Fast forward a few years. I began to read about people like Yvon Chouinard, his remarkable story of building Chouinard Equipment and later Patagonia, and his long-term zeal for making a better way of producing, and making a different way of consuming material goods. I still recall a passage in his Let My People Go Surfing where he unpacked his team's "aha moment" when they learned that the equipment they were making was destroying the places they loved-the picks they were designing were wearing down the surfaces that people climbed, rock by rock, crevice by crevice. My experience of fashion, and really the material order more generally, has been a bit like that of Chouinard and Patagonia, where i've come to realize that the notion of making an impression or expressing identity through clothes wasn't a bad thing but rather that the way i'd gone about it was flawed. I didn't need to buy new clothes every few weeks to feel good about myself. And I didn't need to constantly have new things to make my outfits feel fresh, or refined. So, I began buying well-made and tailored items that could last many seasons, if not a lifetime. I swore off brands like Forever21, whose tops don't last more than a few nights and whose seams brag nothing but a puckered waistline. And I began reading the tags, everywhere I went, whatever I purchased. Mostly, that led me to buy a lot less and to learn that I could live on a lot less and still be happy.

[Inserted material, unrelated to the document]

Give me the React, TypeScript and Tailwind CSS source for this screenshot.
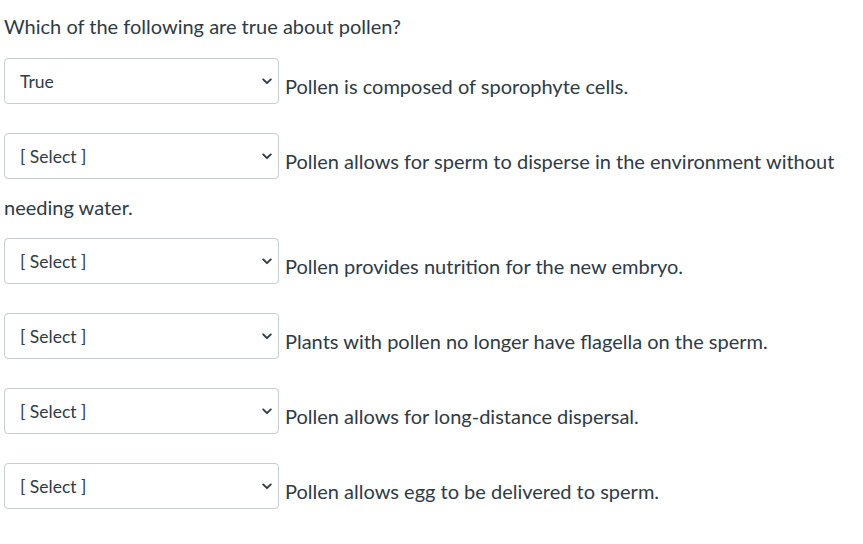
import React from "react";

interface Question {
  answer: string;
  text: string;
}

const QUESTIONS: Question[] = [
  { answer: "True", text: "Pollen is composed of sporophyte cells." },
  {
    answer: "[ Select ]",
    text: "Pollen allows for sperm to disperse in the environment without needing water.",
  },
  { answer: "[ Select ]", text: "Pollen provides nutrition for the new embryo." },
  { answer: "[ Select ]", text: "Plants with pollen no longer have flagella on the sperm." },
  { answer: "[ Select ]", text: "Pollen allows for long-distance dispersal." },
  { answer: "[ Select ]", text: "Pollen allows egg to be delivered to sperm." },
];

function Chevron() {
  return (
    <svg width="10" height="7" viewBox="0 0 10 7" fill="none" className="shrink-0">
      <path d="M1.2 1.4 5 5.2 8.8 1.4" stroke="#2d3b45" strokeWidth="1.9" strokeLinecap="round" strokeLinejoin="round" />
    </svg>
  );
}

// Inline dropdown that sits in the sentence flow
function Dropdown({ value }: { value: string }) {
  return (
    <span className="inline-block h-[46px] w-[275px] mr-[6px] mb-[13px] align-[-23px] overflow-hidden rounded-[4px] border border-[#c7cdd1] bg-white">
      <span className="flex h-full items-center justify-between pl-[15px] pr-[6px] text-[17.5px] leading-[21px] text-[#2d3b45]">
        <span>{value}</span>
        <Chevron />
      </span>
    </span>
  );
}

export default function App() {
  return (
    <div
      className="min-h-screen bg-white px-[4px] pt-[11px] text-[20px] leading-[30px] text-[#2d3b45]"
      style={{ fontFamily: "Lato, 'Noto Sans', sans-serif" }}
    >
      <p className="mb-[17px]">Which of the following are true about pollen?</p>
      {QUESTIONS.map((q, i) => (
        <p key={i} className="mb-[16px]">
          <Dropdown value={q.answer} />
          {q.text}
        </p>
      ))}
    </div>
  );
}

About two years ago, after many many sleepness nights of wondering how to reconcile that "beauty in my life" desire with my just-as-strong desire to do good even in the places I could not see, I began another quest: a quest for the resurgence of American made, a quest to know where my clothing was coming from. I began making lists of all of the companies who were close to home and made products that I loved and could feel good about wearing. I didn't buy many of them, but I learned. And I learned to ask questions: to ask where the fabric was sourced from, to ask where a product itself was made, to ask about the designers and their intentions for their companies, and most of all to ask myself what it was that I wanted to do with my love of fashion in light of the fashion industry's atrocious underbelly. I began to realize that I could enjoy the making of a product, and all of its different touchpoints, just as much as the product itself. Fashion became process, not product, and in the process my aim shifted from material gain and personal expression to understanding and otherness. Today, my love for fashion is much more about stories than it is about clothes-its about the stories of the people who make my clothes, why they design and what keeps them going, and where the profits from my purchases are making an impact. It involves a different way of dressing but it looks downstream. Fashion has the ability to paint a picture of progress, but only if we look at the story beyond the seen, only if we take the time to understand what makes a well-made item great. I'm excited to see where this new journey will take me, and who i'll meet along the way.